Do this »
Give every line back verbatim, dropping all images.

☆ ☆ ☆ ☆

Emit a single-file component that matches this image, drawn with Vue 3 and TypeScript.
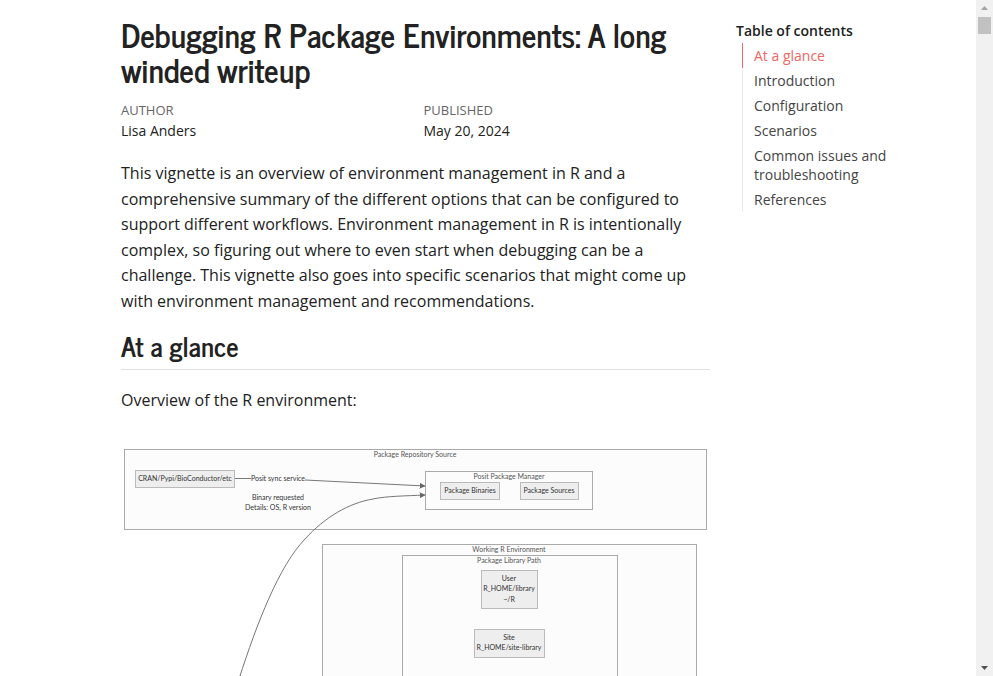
<script setup lang="ts">
interface TocEntry {
  label: string
  target: string
}

interface Box {
  x: number
  y: number
  w: number
  h: number
}

interface Label {
  x: number
  y: number
  text: string
}

const toc: TocEntry[] = [
  { label: 'At a glance', target: '#at-a-glance' },
  { label: 'Introduction', target: '#introduction' },
  { label: 'Configuration', target: '#configuration' },
  { label: 'Scenarios', target: '#scenarios' },
  { label: 'Common issues and troubleshooting', target: '#common-issues' },
  { label: 'References', target: '#references' },
]

const active = '#at-a-glance'

const clusters: Box[] = [
  { x: 3, y: 9, w: 582, h: 80 },
  { x: 304, y: 31, w: 167, h: 38 },
  { x: 201, y: 104, w: 374, h: 300 },
  { x: 281, y: 115, w: 215, h: 240 },
]

const nodes: Box[] = [
  { x: 14, y: 30, w: 99, h: 17 },
  { x: 319, y: 42, w: 59, h: 17 },
  { x: 399, y: 42, w: 58, h: 17 },
  { x: 360, y: 130, w: 56, h: 38 },
  { x: 353, y: 189, w: 70, h: 28 },
]

const clusterLabels: Label[] = [
  { x: 294, y: 17, text: 'Package Repository Source' },
  { x: 388, y: 39, text: 'Posit Package Manager' },
  { x: 388, y: 112, text: 'Working R Environment' },
  { x: 388, y: 123, text: 'Package Library Path' },
]

const nodeLabels: Label[] = [
  { x: 64, y: 41, text: 'CRAN/Pypi/BioConductor/etc' },
  { x: 157, y: 41, text: 'Posit sync service' },
  { x: 157, y: 60, text: 'Binary requested' },
  { x: 157, y: 70, text: 'Details: OS, R version' },
  { x: 349, y: 53, text: 'Package Binaries' },
  { x: 428, y: 53, text: 'Package Sources' },
  { x: 388, y: 141, text: 'User' },
  { x: 388, y: 151, text: 'R_HOME/library' },
  { x: 388, y: 162, text: '~/R' },
  { x: 388, y: 200, text: 'Site' },
  { x: 388, y: 210, text: 'R_HOME/site-library' },
]
</script>

<template>
  <div class="window">
    <div class="page">
      <main class="article">
        <header>
          <h1>Debugging R Package Environments: A long winded writeup</h1>
          <dl class="meta">
            <div>
              <dt>AUTHOR</dt>
              <dd>Lisa Anders</dd>
            </div>
            <div>
              <dt>PUBLISHED</dt>
              <dd>May 20, 2024</dd>
            </div>
          </dl>
        </header>

        <p>
          This vignette is an overview of environment management in R and a comprehensive summary of
          the different options that can be configured to support different workflows. Environment
          management in R is intentionally complex, so figuring out where to even start when
          debugging can be a challenge. This vignette also goes into specific scenarios that might
          come up with environment management and recommendations.
        </p>

        <section id="at-a-glance">
          <h2>At a glance</h2>
          <p>Overview of the R environment:</p>

          <svg class="diagram" viewBox="0 0 589 420" role="img" aria-label="Overview of the R environment">
            <defs>
              <marker
                id="arrow"
                viewBox="0 0 10 10"
                refX="9"
                refY="5"
                markerWidth="6"
                markerHeight="6"
                markerUnits="userSpaceOnUse"
                orient="auto"
              >
                <path d="M0 0 L10 5 L0 10 z" fill="#666" />
              </marker>
            </defs>
            <rect
              v-for="(c, i) in clusters"
              :key="'c' + i"
              class="cluster"
              :x="c.x + 0.5"
              :y="c.y + 0.5"
              :width="c.w"
              :height="c.h"
            />
            <path class="edge" d="M113 38.500 H130" />
            <path class="edge" d="M184 40 L304 46" marker-end="url(#arrow)" />
            <path
              class="edge"
              d="M118 239 C136 183 158 126 184 99 C204 77 228 63 252 59 C266 56 284 56 304 55"
              marker-end="url(#arrow)"
            />
            <rect
              v-for="(n, i) in nodes"
              :key="'n' + i"
              class="node"
              :x="n.x + 0.5"
              :y="n.y + 0.5"
              :width="n.w"
              :height="n.h"
            />
            <text v-for="l in clusterLabels" :key="l.text" class="cluster-label" :x="l.x" :y="l.y">{{ l.text }}</text>
            <text v-for="l in nodeLabels" :key="l.text" class="node-label" :x="l.x" :y="l.y">{{ l.text }}</text>
          </svg>
        </section>
      </main>

      <nav class="toc" aria-labelledby="toc-title">
        <h2 id="toc-title">Table of contents</h2>
        <ul>
          <li v-for="entry in toc" :key="entry.target">
            <a :href="entry.target" :class="{ active: entry.target === active }">{{ entry.label }}</a>
          </li>
        </ul>
      </nav>
    </div>

    <div class="scrollbar" aria-hidden="true">
      <svg viewBox="0 0 17 17"><path d="M5 10 L8.500 6 L12 10 z" fill="#a3a3a3" /></svg>
      <div class="thumb"></div>
      <svg class="down" viewBox="0 0 17 17"><path d="M5 7 H12 L8.500 11 z" fill="#505050" /></svg>
    </div>
  </div>
</template>

<style>
body {
  margin: 0;
  background: #fff;
}
</style>

<style scoped>
.window {
  display: flex;
  height: 100vh;
  overflow: hidden;
  font-family: 'Segoe UI', 'Open Sans', sans-serif;
  font-size: 16px;
  color: #222;
}

.page {
  flex: 1;
  display: grid;
  grid-template-columns: 589fr 160fr;
  column-gap: 26px;
  padding: 17px 80px 0 121px;
  align-items: start;
  overflow: hidden;
}

.article {
  min-width: 0;
}

h1,
.article h2 {
  font-family: 'News Cycle', 'Liberation Sans Narrow', sans-serif;
  font-weight: 700;
}

h1 {
  margin: 0;
  font-size: 32px;
  line-height: 35px;
}

.meta {
  display: grid;
  grid-template-columns: 1fr 1fr;
  column-gap: 16px;
  margin: 13px 0 20px;
  font-size: 14px;
  line-height: 21px;
}

dt {
  font-size: 13px;
  line-height: 20px;
  color: #666;
}

dd {
  margin: 0;
}

p {
  margin: 0;
  line-height: 1.6;
}

.article h2 {
  margin: 14px 0 18px;
  padding-bottom: 8px;
  border-bottom: 1px solid #dee2e6;
  font-size: 27px;
  line-height: 32px;
}

.diagram {
  display: block;
  width: 100%;
  margin-top: 27px;
}

.cluster {
  fill: #fcfcfc;
  stroke: #aaa;
}

.node {
  fill: #eee;
  stroke: #bbb;
}

.edge {
  fill: none;
  stroke: #777;
}

.cluster-label,
.node-label {
  font-family: 'Trebuchet MS', Lato, sans-serif;
  font-size: 7px;
  text-anchor: middle;
  fill: #333;
}

.cluster-label {
  fill: #555;
}

.toc {
  padding-top: 4px;
  font-size: 14px;
}

.toc h2 {
  margin: 0;
  font-size: 14px;
  font-weight: 600;
  line-height: 20px;
}

.toc ul {
  margin: 2px 0 0 6px;
  padding: 0;
  list-style: none;
}

.toc a {
  display: block;
  padding: 3px 0 3px 11px;
  border-left: 1px solid #ebebeb;
  line-height: 19px;
  color: #444;
  text-decoration: none;
}

.toc a.active {
  border-left-color: #eb6864;
  color: #eb6864;
}

.scrollbar {
  display: flex;
  flex-direction: column;
  width: 17px;
  background: #f1f1f1;
}

.scrollbar svg {
  width: 17px;
  height: 17px;
}

.thumb {
  height: 17px;
  margin: 0 2px;
  background: #c1c1c1;
}

.scrollbar .down {
  margin-top: auto;
}
</style>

☆ ☆ ☆ ☆

Exercise result »
Emit a single-file component that matches this image, drawn with Vue 3 and TypeScript.
<script setup lang="ts">
interface TocEntry {
  label: string
  target: string
}

interface Box {
  x: number
  y: number
  w: number
  h: number
}

interface Label {
  x: number
  y: number
  text: string
}

const toc: TocEntry[] = [
  { label: 'At a glance', target: '#at-a-glance' },
  { label: 'Introduction', target: '#introduction' },
  { label: 'Configuration', target: '#configuration' },
  { label: 'Scenarios', target: '#scenarios' },
  { label: 'Common issues and troubleshooting', target: '#common-issues' },
  { label: 'References', target: '#references' },
]

const active = '#at-a-glance'

const clusters: Box[] = [
  { x: 3, y: 9, w: 582, h: 80 },
  { x: 304, y: 31, w: 167, h: 38 },
  { x: 201, y: 104, w: 374, h: 300 },
  { x: 281, y: 115, w: 215, h: 240 },
]

const nodes: Box[] = [
  { x: 14, y: 30, w: 99, h: 17 },
  { x: 319, y: 42, w: 59, h: 17 },
  { x: 399, y: 42, w: 58, h: 17 },
  { x: 360, y: 130, w: 56, h: 38 },
  { x: 353, y: 189, w: 70, h: 28 },
]

const clusterLabels: Label[] = [
  { x: 294, y: 17, text: 'Package Repository Source' },
  { x: 388, y: 39, text: 'Posit Package Manager' },
  { x: 388, y: 112, text: 'Working R Environment' },
  { x: 388, y: 123, text: 'Package Library Path' },
]

const nodeLabels: Label[] = [
  { x: 64, y: 41, text: 'CRAN/Pypi/BioConductor/etc' },
  { x: 157, y: 41, text: 'Posit sync service' },
  { x: 157, y: 60, text: 'Binary requested' },
  { x: 157, y: 70, text: 'Details: OS, R version' },
  { x: 349, y: 53, text: 'Package Binaries' },
  { x: 428, y: 53, text: 'Package Sources' },
  { x: 388, y: 141, text: 'User' },
  { x: 388, y: 151, text: 'R_HOME/library' },
  { x: 388, y: 162, text: '~/R' },
  { x: 388, y: 200, text: 'Site' },
  { x: 388, y: 210, text: 'R_HOME/site-library' },
]
</script>

<template>
  <div class="window">
    <div class="page">
      <main class="article">
        <header>
          <h1>Debugging R Package Environments: A long winded writeup</h1>
          <dl class="meta">
            <div>
              <dt>AUTHOR</dt>
              <dd>Lisa Anders</dd>
            </div>
            <div>
              <dt>PUBLISHED</dt>
              <dd>May 20, 2024</dd>
            </div>
          </dl>
        </header>

        <p>
          This vignette is an overview of environment management in R and a comprehensive summary of
          the different options that can be configured to support different workflows. Environment
          management in R is intentionally complex, so figuring out where to even start when
          debugging can be a challenge. This vignette also goes into specific scenarios that might
          come up with environment management and recommendations.
        </p>

        <section id="at-a-glance">
          <h2>At a glance</h2>
          <p>Overview of the R environment:</p>

          <svg class="diagram" viewBox="0 0 589 420" role="img" aria-label="Overview of the R environment">
            <defs>
              <marker
                id="arrow"
                viewBox="0 0 10 10"
                refX="9"
                refY="5"
                markerWidth="6"
                markerHeight="6"
                markerUnits="userSpaceOnUse"
                orient="auto"
              >
                <path d="M0 0 L10 5 L0 10 z" fill="#666" />
              </marker>
            </defs>
            <rect
              v-for="(c, i) in clusters"
              :key="'c' + i"
              class="cluster"
              :x="c.x + 0.5"
              :y="c.y + 0.5"
              :width="c.w"
              :height="c.h"
            />
            <path class="edge" d="M113 38.500 H130" />
            <path class="edge" d="M184 40 L304 46" marker-end="url(#arrow)" />
            <path
              class="edge"
              d="M118 239 C136 183 158 126 184 99 C204 77 228 63 252 59 C266 56 284 56 304 55"
              marker-end="url(#arrow)"
            />
            <rect
              v-for="(n, i) in nodes"
              :key="'n' + i"
              class="node"
              :x="n.x + 0.5"
              :y="n.y + 0.5"
              :width="n.w"
              :height="n.h"
            />
            <text v-for="l in clusterLabels" :key="l.text" class="cluster-label" :x="l.x" :y="l.y">{{ l.text }}</text>
            <text v-for="l in nodeLabels" :key="l.text" class="node-label" :x="l.x" :y="l.y">{{ l.text }}</text>
          </svg>
        </section>
      </main>

      <nav class="toc" aria-labelledby="toc-title">
        <h2 id="toc-title">Table of contents</h2>
        <ul>
          <li v-for="entry in toc" :key="entry.target">
            <a :href="entry.target" :class="{ active: entry.target === active }">{{ entry.label }}</a>
          </li>
        </ul>
      </nav>
    </div>

    <div class="scrollbar" aria-hidden="true">
      <svg viewBox="0 0 17 17"><path d="M5 10 L8.500 6 L12 10 z" fill="#a3a3a3" /></svg>
      <div class="thumb"></div>
      <svg class="down" viewBox="0 0 17 17"><path d="M5 7 H12 L8.500 11 z" fill="#505050" /></svg>
    </div>
  </div>
</template>

<style>
body {
  margin: 0;
  background: #fff;
}
</style>

<style scoped>
.window {
  display: flex;
  height: 100vh;
  overflow: hidden;
  font-family: 'Segoe UI', 'Open Sans', sans-serif;
  font-size: 16px;
  color: #222;
}

.page {
  flex: 1;
  display: grid;
  grid-template-columns: 589fr 160fr;
  column-gap: 26px;
  padding: 17px 80px 0 121px;
  align-items: start;
  overflow: hidden;
}

.article {
  min-width: 0;
}

h1,
.article h2 {
  font-family: 'News Cycle', 'Liberation Sans Narrow', sans-serif;
  font-weight: 700;
}

h1 {
  margin: 0;
  font-size: 32px;
  line-height: 35px;
}

.meta {
  display: grid;
  grid-template-columns: 1fr 1fr;
  column-gap: 16px;
  margin: 13px 0 20px;
  font-size: 14px;
  line-height: 21px;
}

dt {
  font-size: 13px;
  line-height: 20px;
  color: #666;
}

dd {
  margin: 0;
}

p {
  margin: 0;
  line-height: 1.6;
}

.article h2 {
  margin: 14px 0 18px;
  padding-bottom: 8px;
  border-bottom: 1px solid #dee2e6;
  font-size: 27px;
  line-height: 32px;
}

.diagram {
  display: block;
  width: 100%;
  margin-top: 27px;
}

.cluster {
  fill: #fcfcfc;
  stroke: #aaa;
}

.node {
  fill: #eee;
  stroke: #bbb;
}

.edge {
  fill: none;
  stroke: #777;
}

.cluster-label,
.node-label {
  font-family: 'Trebuchet MS', Lato, sans-serif;
  font-size: 7px;
  text-anchor: middle;
  fill: #333;
}

.cluster-label {
  fill: #555;
}

.toc {
  padding-top: 4px;
  font-size: 14px;
}

.toc h2 {
  margin: 0;
  font-size: 14px;
  font-weight: 600;
  line-height: 20px;
}

.toc ul {
  margin: 2px 0 0 6px;
  padding: 0;
  list-style: none;
}

.toc a {
  display: block;
  padding: 3px 0 3px 11px;
  border-left: 1px solid #ebebeb;
  line-height: 19px;
  color: #444;
  text-decoration: none;
}

.toc a.active {
  border-left-color: #eb6864;
  color: #eb6864;
}

.scrollbar {
  display: flex;
  flex-direction: column;
  width: 17px;
  background: #f1f1f1;
}

.scrollbar svg {
  width: 17px;
  height: 17px;
}

.thumb {
  height: 17px;
  margin: 0 2px;
  background: #c1c1c1;
}

.scrollbar .down {
  margin-top: auto;
}
</style>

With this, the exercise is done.